## TL;DR
- I reverse-engineered the encrypted protocol GoodWe smart meters and solar inverters use to send metrics to the cloud.
- I used this research to build a prometheus exporter.
## The Sun: so hot right now
I got a solar PV system installed in my house in mid 2023. I did the bare minimum of research beforehand - just talked to a couple of different installers about pricing, sizing and the economics of a battery.
One thing I certainly did not do is any research into brands and their relative hackability or security merits. I just specified that I wanted to monitor the devices and see some metrics. The installer told me that this required a smart meter and a mobile app. Honestly I assumed that all brands would be equally horrific IoT junk, so I just went with the recommendation of the installer. At least that way the electrical functionality had to be reasonable, right?
The result of my lucky dip was a GoodWe DNS G3 Inverter and a GoodWe HomeKit 1000 Smart Meter. These devices look quite slick, and so does the website. They are also popular here in Australia, so my hopes were high that it would be easy to set up local monitoring, because surely someone else had figured out how to do it.
## Post-install setup
### Metrics? You need to be online.
Right after physical installation the system is producing power, but the metrics aren’t visible anywhere. The documented way to see metrics is to connect the device to GoodWe’s cloud, and then use their web UI or mobile app.
The devices act in simultaneous wireless AP and STA modes, and setup works like so:
- Connect to the device’s WLAN, which will be named
Solar-WiFiXXXXXXXX
, where theX
s are the serial number of the device. The password is, naturally,admin
. - Visit the device’s web UI on
10.10.100.253
. - Log in (using credentials
admin
/admin
, of course!). - In the web UI, select the WLAN that you want the device to use to connect to the Internet.
Now the devices are connected to GoodWe’s cloud. But you still can’t see any metrics.
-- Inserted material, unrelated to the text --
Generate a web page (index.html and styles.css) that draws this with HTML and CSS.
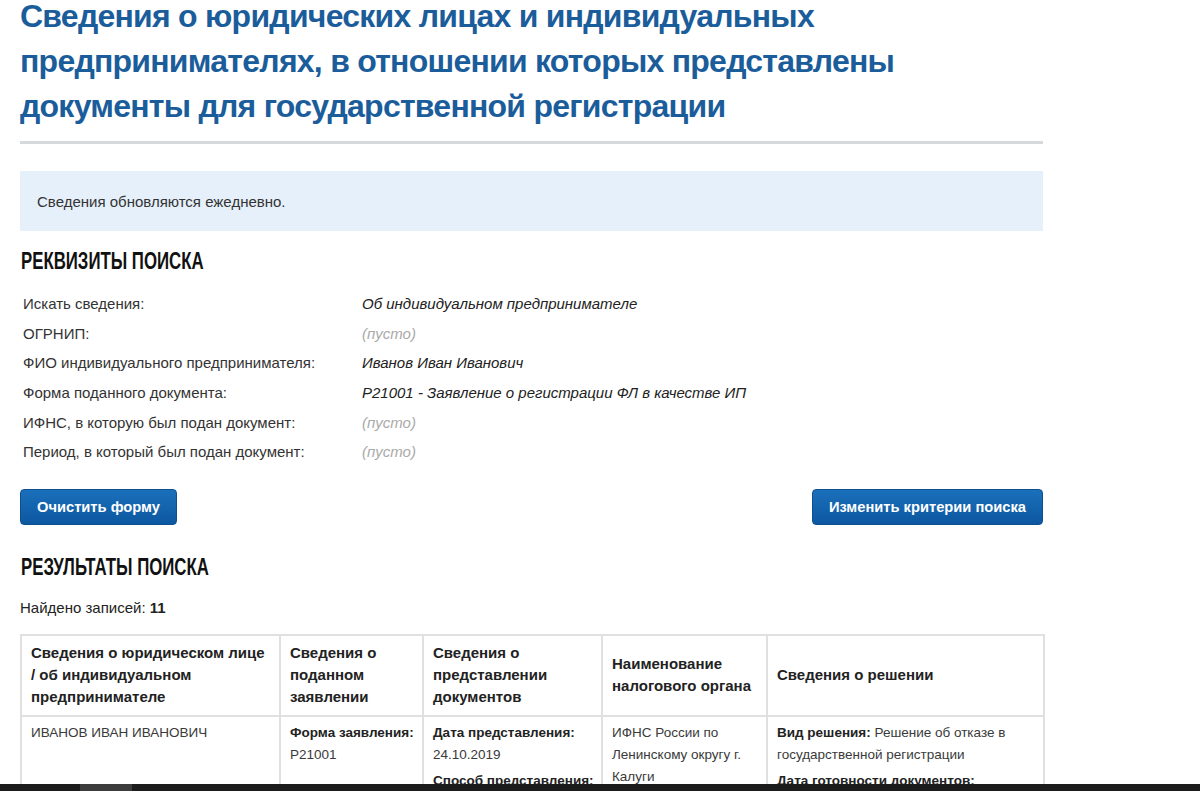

### SEMS Portal account required
The next step is to go to GoodWe’s SEMS Portal and create an account. Then let the installer know that the devices are connected, and the email you used to create an account on the SEMS Portal. Then the installer will email GoodWe (!?) to tell them to assocate your account with the serial number of the devices, and at some point GoodWe will action that request (I was assured they checked their inbox regularly).
Finally after a day or so the device’s metrics are visible in the SEMS Portal.
According to this flyer, it seems that the installer would have a portfolio of “power plants”, and they can use the SEMS Portal to perform “Fault self-analysis & troubleshooting”.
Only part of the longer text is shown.